Datées des années 1803/05, ces pages figurent parmi les plus anciennes de la musique polonaise pour clavecin à quatre mains. Aucune comparaison n’est bien sûr possible avec les futures Polonaises de l’élève Chopin : c’est un autre monde ! Elsner s’inscrit dans une tradition classique qui respecte la texture de l’instrument et la collaboration des deux interprètes. On retrouve dans les trois Polonaises, en do majeur, en sol majeur et en fa mineur, l’intérêt d’Elsner pour la musique folklorique et l’imitation d’éléments polyphoniques. L’écoute montre un travail certes bien fait, presque didactique, mais sans originalité très marquée. Cela traîne quelque peu en longueur, et la sonorité du clavecin, peu avantageuse, crée des effets souvent mécaniques. La Polonaise sur un thème de l’ouverture de l’opéra ‘Lodoïska » de Rudolph Kreutzer et la Polonaise sur un thème de marche de l’opéra ‘Les deux journées’ de Luigi Cherubini apparaissent comme plus intéressantes. Nourri de sa propre expérience opératique, Elsner retrouve, dans la première, l’humour de la comédie de 1791 du compositeur et violoniste français auquel Beethoven dédia sa fameuse sonate en 1803. Pour Cherubini et la marche de l’opéra-comique Les Deux Journées ou Le Porteur d’eau (1800), la verve d’Elsner se déploie dans un style rythmé italianisant et montre que la culture musicale européenne faisait partie de son univers. 

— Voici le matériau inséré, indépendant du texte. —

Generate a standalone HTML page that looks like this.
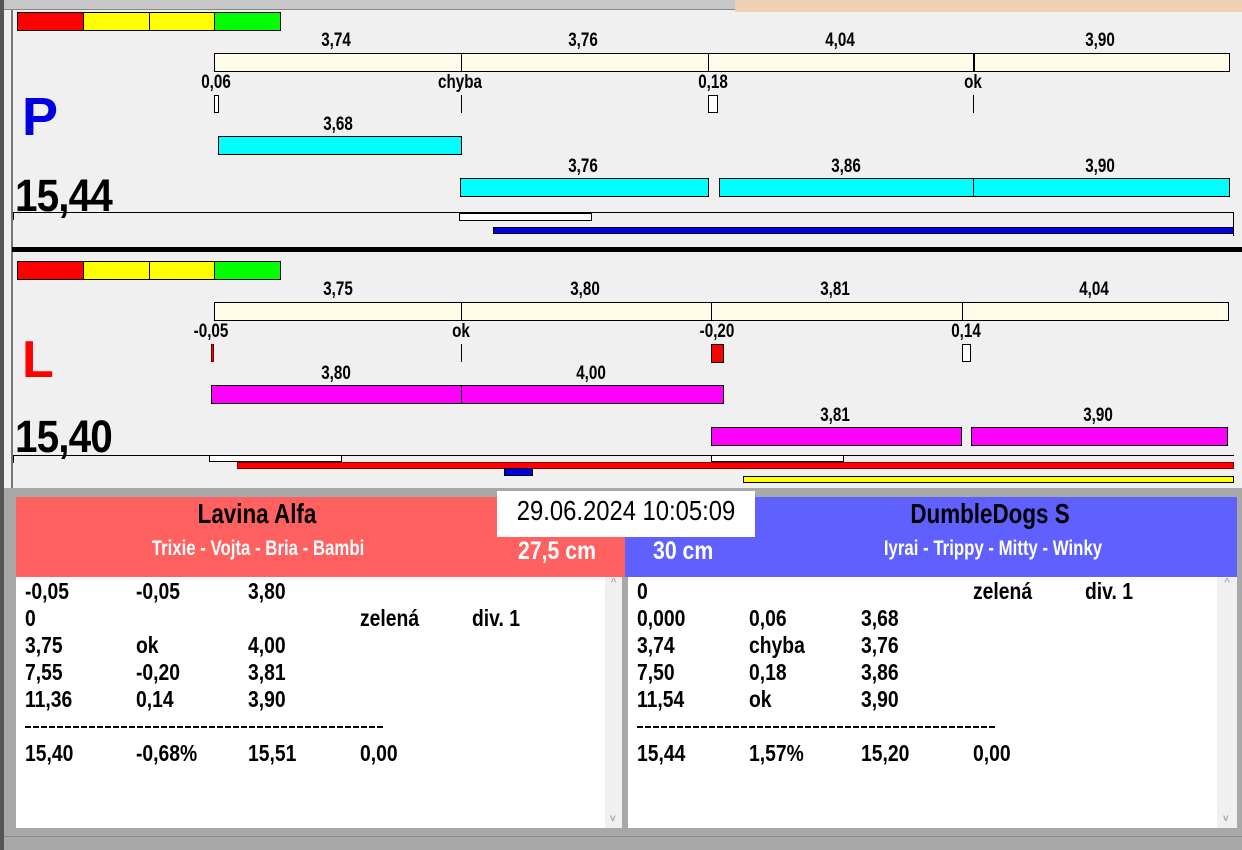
<!DOCTYPE html>
<html><head><meta charset="utf-8"><style>
*{margin:0;padding:0;box-sizing:border-box}
body{width:1242px;height:850px;overflow:hidden;background:#f0f0f0;position:relative;font-family:"Liberation Sans",sans-serif;font-weight:bold}
div{position:absolute}
.b{border:1px solid #000}
.t{font-size:19px;transform:translateX(-50%) scaleX(.8);white-space:nowrap;line-height:1}
.cream{background:#fffde8}
.cy{background:#00ffff}
.mg{background:#ff00ff}
.v{width:1px;background:#000}
.row{font-size:23px;line-height:27px;white-space:pre;transform:scaleX(.84);transform-origin:0 0}
.big{font-size:45px;line-height:1;transform:scaleX(.9);transform-origin:0 0;letter-spacing:-1px}
.dash{height:2px;background:repeating-linear-gradient(90deg,#000 0 6px,transparent 6px 8px)}
</style></head><body>
<div style="left:0;top:0;width:735px;height:10px;background:#c8c8c8;border-bottom:1px solid #888"></div>
<div style="left:735px;top:0;width:507px;height:12px;background:#f0d0b4"></div>
<div style="left:0;top:0;width:4px;height:850px;background:#555"></div>
<div style="left:11px;top:10px;width:2px;height:480px;background:#777"></div>

<div class="b" style="left:17px;top:12px;width:67px;height:19px;background:#f00"></div>
<div class="b" style="left:83px;top:12px;width:67px;height:19px;background:#ff0"></div>
<div class="b" style="left:149px;top:12px;width:66px;height:19px;background:#ff0"></div>
<div class="b" style="left:214px;top:12px;width:67px;height:19px;background:#0f0"></div>
<div class="t" style="left:336px;top:31px">3,74</div>
<div class="t" style="left:583px;top:31px">3,76</div>
<div class="t" style="left:840px;top:31px">4,04</div>
<div class="t" style="left:1100px;top:31px">3,90</div>
<div class="b cream" style="left:214px;top:53px;width:1016px;height:19px"></div>
<div class="v" style="left:461px;top:53px;height:19px"></div>
<div class="v" style="left:708px;top:53px;height:19px"></div>
<div class="v" style="left:973px;top:53px;height:19px;width:2px"></div>
<div class="t" style="left:216px;top:73px">0,06</div>
<div class="t" style="left:460px;top:73px">chyba</div>
<div class="t" style="left:713px;top:73px">0,18</div>
<div class="t" style="left:973px;top:73px">ok</div>
<div class="b" style="left:214px;top:95px;width:5px;height:18px;background:#fff"></div>
<div class="v" style="left:461px;top:95px;height:18px"></div>
<div class="b" style="left:708px;top:95px;width:10px;height:18px;background:#fff"></div>
<div class="v" style="left:973px;top:95px;height:18px"></div>
<div style="left:22px;top:90px;font-size:54px;color:#0000e0;line-height:1">P</div>
<div class="t" style="left:338px;top:115px">3,68</div>
<div class="b cy" style="left:218px;top:136px;width:244px;height:19px"></div>
<div class="t" style="left:583px;top:157px">3,76</div>
<div class="t" style="left:846px;top:157px">3,86</div>
<div class="t" style="left:1100px;top:157px">3,90</div>
<div class="b cy" style="left:460px;top:178px;width:249px;height:19px"></div>
<div class="b cy" style="left:719px;top:178px;width:511px;height:19px"></div>
<div class="v" style="left:973px;top:178px;height:19px"></div>
<div class="big" style="left:15px;top:173px">15,44</div>
<div style="left:13px;top:212px;width:1221px;height:1px;background:#000"></div>
<div class="v" style="left:1233px;top:212px;height:24px"></div>
<div class="v" style="left:13px;top:212px;height:8px"></div>
<div class="b" style="left:459px;top:213px;width:133px;height:8px;background:#fff"></div>
<div style="left:493px;top:227px;width:741px;height:7px;background:#0000e0;border:1px solid #000"></div>
<div style="left:12px;top:247px;width:1230px;height:5px;background:#000"></div>

<div class="b" style="left:17px;top:261px;width:67px;height:19px;background:#f00"></div>
<div class="b" style="left:83px;top:261px;width:67px;height:19px;background:#ff0"></div>
<div class="b" style="left:149px;top:261px;width:66px;height:19px;background:#ff0"></div>
<div class="b" style="left:214px;top:261px;width:67px;height:19px;background:#0f0"></div>
<div class="t" style="left:338px;top:280px">3,75</div>
<div class="t" style="left:585px;top:280px">3,80</div>
<div class="t" style="left:835px;top:280px">3,81</div>
<div class="t" style="left:1094px;top:280px">4,04</div>
<div class="b cream" style="left:214px;top:302px;width:1015px;height:19px"></div>
<div class="v" style="left:461px;top:302px;height:19px"></div>
<div class="v" style="left:711px;top:302px;height:19px"></div>
<div class="v" style="left:962px;top:302px;height:19px"></div>
<div class="t" style="left:211px;top:322px">-0,05</div>
<div class="t" style="left:461px;top:322px">ok</div>
<div class="t" style="left:717px;top:322px">-0,20</div>
<div class="t" style="left:966px;top:322px">0,14</div>
<div style="left:211px;top:344px;width:3px;height:18px;background:#f00;border:1px solid #600"></div>
<div class="v" style="left:461px;top:344px;height:18px"></div>
<div class="b" style="left:711px;top:344px;width:13px;height:19px;background:#f00"></div>
<div class="b" style="left:962px;top:344px;width:9px;height:18px;background:#fff"></div>
<div style="left:22px;top:334px;font-size:52px;color:#f00;line-height:1">L</div>
<div class="t" style="left:336px;top:364px">3,80</div>
<div class="t" style="left:591px;top:364px">4,00</div>
<div class="b mg" style="left:211px;top:385px;width:513px;height:19px"></div>
<div class="v" style="left:461px;top:385px;height:19px"></div>
<div class="t" style="left:835px;top:406px">3,81</div>
<div class="t" style="left:1098px;top:406px">3,90</div>
<div class="b mg" style="left:711px;top:427px;width:251px;height:19px"></div>
<div class="b mg" style="left:971px;top:427px;width:257px;height:19px"></div>
<div class="big" style="left:15px;top:414px">15,40</div>
<div style="left:13px;top:455px;width:1221px;height:1px;background:#000"></div>
<div class="v" style="left:13px;top:455px;height:8px"></div>
<div class="b" style="left:209px;top:455px;width:133px;height:7px;background:#fff"></div>
<div class="b" style="left:711px;top:455px;width:133px;height:7px;background:#fff"></div>
<div style="left:237px;top:462px;width:997px;height:7px;background:#f00;border:1px solid #800"></div>
<div class="b" style="left:504px;top:468px;width:29px;height:8px;background:#0000e0"></div>
<div style="left:743px;top:476px;width:491px;height:7px;background:#ff0;border:1px solid #000"></div>

<div style="left:4px;top:488px;width:1238px;height:362px;background:#a8a8a8"></div>
<div style="left:16px;top:497px;width:610px;height:80px;background:#ff6060"></div>
<div style="left:625px;top:497px;width:612px;height:80px;background:#6060ff"></div>
<div style="left:497px;top:491px;width:258px;height:46px;background:#fff"></div>
<div style="left:626px;top:497px;font-weight:normal;font-size:28px;line-height:1;transform:translateX(-50%) scaleX(.85);white-space:nowrap">29.06.2024 10:05:09</div>
<div class="t" style="left:257px;top:500px;font-size:28px">Lavina Alfa</div>
<div class="t" style="left:258px;top:538px;font-size:21px;color:#fff">Trixie - Vojta - Bria - Bambi</div>
<div style="left:518px;top:539px;font-size:25px;color:#fff;line-height:1;transform:scaleX(.85);transform-origin:0 0;white-space:nowrap">27,5 cm</div>
<div class="t" style="left:990px;top:500px;font-size:28px">DumbleDogs S</div>
<div class="t" style="left:993px;top:538px;font-size:21px;color:#fff">Iyrai - Trippy - Mitty - Winky</div>
<div style="left:653px;top:539px;font-size:25px;color:#fff;line-height:1;transform:scaleX(.85);transform-origin:0 0;white-space:nowrap">30 cm</div>

<div style="left:16px;top:577px;width:590px;height:251px;background:#fff"></div>
<div style="left:605px;top:577px;width:17px;height:251px;background:#f0f0f0;color:#aaa;font-size:10px;text-align:center">^<div style="left:5px;top:236px">v</div></div>
<div style="left:628px;top:577px;width:590px;height:251px;background:#fff"></div>
<div style="left:1217px;top:577px;width:20px;height:251px;background:#f0f0f0;color:#aaa;font-size:10px;text-align:center">^<div style="left:6px;top:236px">v</div></div>

<div style="left:25px;top:578px">
<div class="row" style="left:0;top:0">-0,05</div><div class="row" style="left:111px;top:0">-0,05</div><div class="row" style="left:223px;top:0">3,80</div>
<div class="row" style="left:0;top:27px">0</div><div class="row" style="left:335px;top:27px">zelená</div><div class="row" style="left:447px;top:27px">div. 1</div>
<div class="row" style="left:0;top:54px">3,75</div><div class="row" style="left:111px;top:54px">ok</div><div class="row" style="left:223px;top:54px">4,00</div>
<div class="row" style="left:0;top:81px">7,55</div><div class="row" style="left:111px;top:81px">-0,20</div><div class="row" style="left:223px;top:81px">3,81</div>
<div class="row" style="left:0;top:108px">11,36</div><div class="row" style="left:111px;top:108px">0,14</div><div class="row" style="left:223px;top:108px">3,90</div>
<div class="dash" style="left:0;top:148px;width:360px"></div>
<div class="row" style="left:0;top:162px">15,40</div><div class="row" style="left:111px;top:162px">-0,68%</div><div class="row" style="left:223px;top:162px">15,51</div><div class="row" style="left:335px;top:162px">0,00</div>
</div>

<div style="left:637px;top:578px">
<div class="row" style="left:0;top:0">0</div><div class="row" style="left:336px;top:0">zelená</div><div class="row" style="left:448px;top:0">div. 1</div>
<div class="row" style="left:0;top:27px">0,000</div><div class="row" style="left:112px;top:27px">0,06</div><div class="row" style="left:224px;top:27px">3,68</div>
<div class="row" style="left:0;top:54px">3,74</div><div class="row" style="left:112px;top:54px">chyba</div><div class="row" style="left:224px;top:54px">3,76</div>
<div class="row" style="left:0;top:81px">7,50</div><div class="row" style="left:112px;top:81px">0,18</div><div class="row" style="left:224px;top:81px">3,86</div>
<div class="row" style="left:0;top:108px">11,54</div><div class="row" style="left:112px;top:108px">ok</div><div class="row" style="left:224px;top:108px">3,90</div>
<div class="dash" style="left:0;top:148px;width:360px"></div>
<div class="row" style="left:0;top:162px">15,44</div><div class="row" style="left:112px;top:162px">1,57%</div><div class="row" style="left:224px;top:162px">15,20</div><div class="row" style="left:336px;top:162px">0,00</div>
</div>
<div style="left:4px;top:836px;width:1238px;height:1px;background:#888"></div>
</body></html>
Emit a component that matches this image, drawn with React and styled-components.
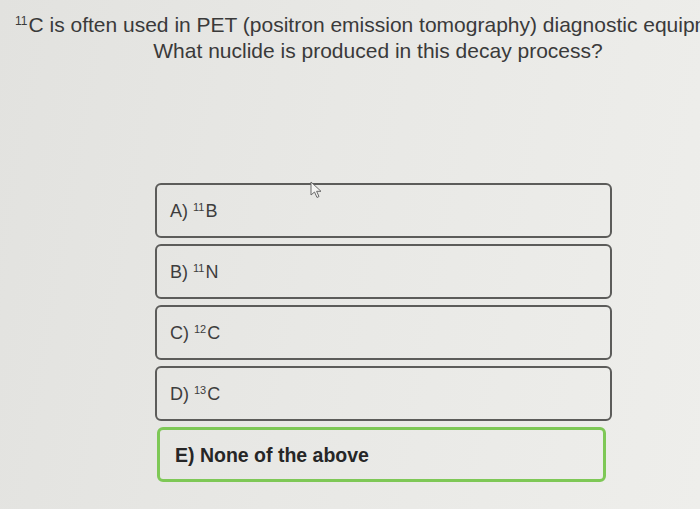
import React from "react"
import styled, { createGlobalStyle } from "styled-components"

const Global = createGlobalStyle`
  html, body {
    margin: 0;
    padding: 0;
    width: 700px;
    height: 509px;
    overflow: hidden;
  }
  body {
    background: linear-gradient(100deg, #e2e2df 0%, #e8e8e5 45%, #eeeeeb 100%);
    font-family: "Liberation Sans", Arial, sans-serif;
  }
`

const options = [
  { key: "A", mass: "11", el: "B" },
  { key: "B", mass: "11", el: "N" },
  { key: "C", mass: "12", el: "C" },
  { key: "D", mass: "13", el: "C" },
]

const App = () => {
  return (
    <Page>
      <Global />
      <Stem>
        <Lead>
          <Sup>11</Sup>C is often used in PET (positron emission tomography) diagnostic equipment.
        </Lead>
        <Prompt>What nuclide is produced in this decay process?</Prompt>
      </Stem>
      <List>
        {options.map((o, i) => (
          <Option key={o.key}>
            <Label>
              {o.key})&nbsp;<Sup small>{o.mass}</Sup>{o.el}
            </Label>
            {i === 0 && (
              <Cursor>
                <svg width="14" height="18" viewBox="0 0 14 18">
                  <path d="M1 1 L1 14 L4.5 11 L7 16.5 L9 15.5 L6.6 10.3 L11 10.3 Z" fill="#f4f4f2" stroke="#6a6a6a" strokeWidth="1" strokeLinejoin="round" />
                </svg>
              </Cursor>
            )}
          </Option>
        ))}
        <Option correct>
          <Label>E) None of the above</Label>
        </Option>
      </List>
    </Page>
  )
}

export default App

const Page = styled.div`
  width: 700px;
  height: 509px;
  position: relative;
  overflow: hidden;
`

const Stem = styled.div`
  width: 726px;
  margin-left: 15px;
  padding-top: 12px;
  font-size: 21px;
  line-height: 26px;
  color: #3a3a3a;
`

const Lead = styled.div`
  white-space: nowrap;
`

const Prompt = styled.div`
  text-align: center;
`

const Sup = styled.span`
  font-size: ${p => (p.small ? "11px" : "12px")};
  vertical-align: ${p => (p.small ? "6px" : "7px")};
  line-height: 0;
  margin-right: 1px;
`

const List = styled.div`
  display: flex;
  flex-direction: column;
  gap: 6px;
  width: 457px;
  margin: 119px 0 0 155px;
`

const Option = styled.div`
  position: relative;
  box-sizing: border-box;
  height: 55px;
  display: flex;
  align-items: center;
  padding: 2px 0 0 ${p => (p.correct ? "15px" : "13px")};
  border: ${p => (p.correct ? "3px solid #7ec856" : "2px solid #5c5c5a")};
  border-radius: 6px;
  margin-left: ${p => (p.correct ? "2px" : "0")};
  width: ${p => (p.correct ? "449px" : "auto")};
  font-size: ${p => (p.correct ? "19.5px" : "18px")};
  font-weight: ${p => (p.correct ? "bold" : "normal")};
  color: ${p => (p.correct ? "#262626" : "#3d3d3d")};
`

const Label = styled.span`
  white-space: nowrap;
`

const Cursor = styled.span`
  position: absolute;
  left: 153px;
  top: -4px;
  line-height: 0;
`
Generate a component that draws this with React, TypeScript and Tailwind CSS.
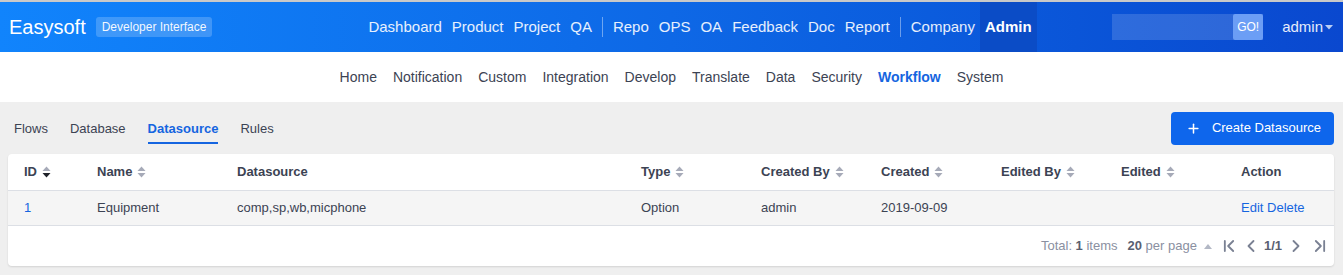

Le duo formé par Magdalena Bąk, qui a étudié à Lodz et à Leipzig, et Jerzy Michał Wardęski, formé à l’Académie de Bydgoszcz, se consacre beaucoup à la promotion de la musique polonaise de toutes les époques. Ces jeunes artistes, mis ici en valeur par de belles photographies en couleurs, jouent à quatre mains aussi bien sur des pianos contemporains que sur des clavecins historiques. La notice explique que pour Elsner, le choix du clavecin, au lieu du piano, relève des caractéristiques du style classique polonais et de la frontière qui existe entre son œuvre et la musique à venir des romantiques. Le souci, c’est que l’ensemble présente en fin de compte peu de variété et que l’on se prend à évoquer de temps à autre l’effet d’un orgue de Barbarie. Ce n’est pas déplaisant, mais cela surprend. Si la mise à disposition de ces pages du professeur de Chopin est un apport à la connaissance de la musique polonaise, on la verra plutôt comme une valeur ajoutée avant tout documentaire.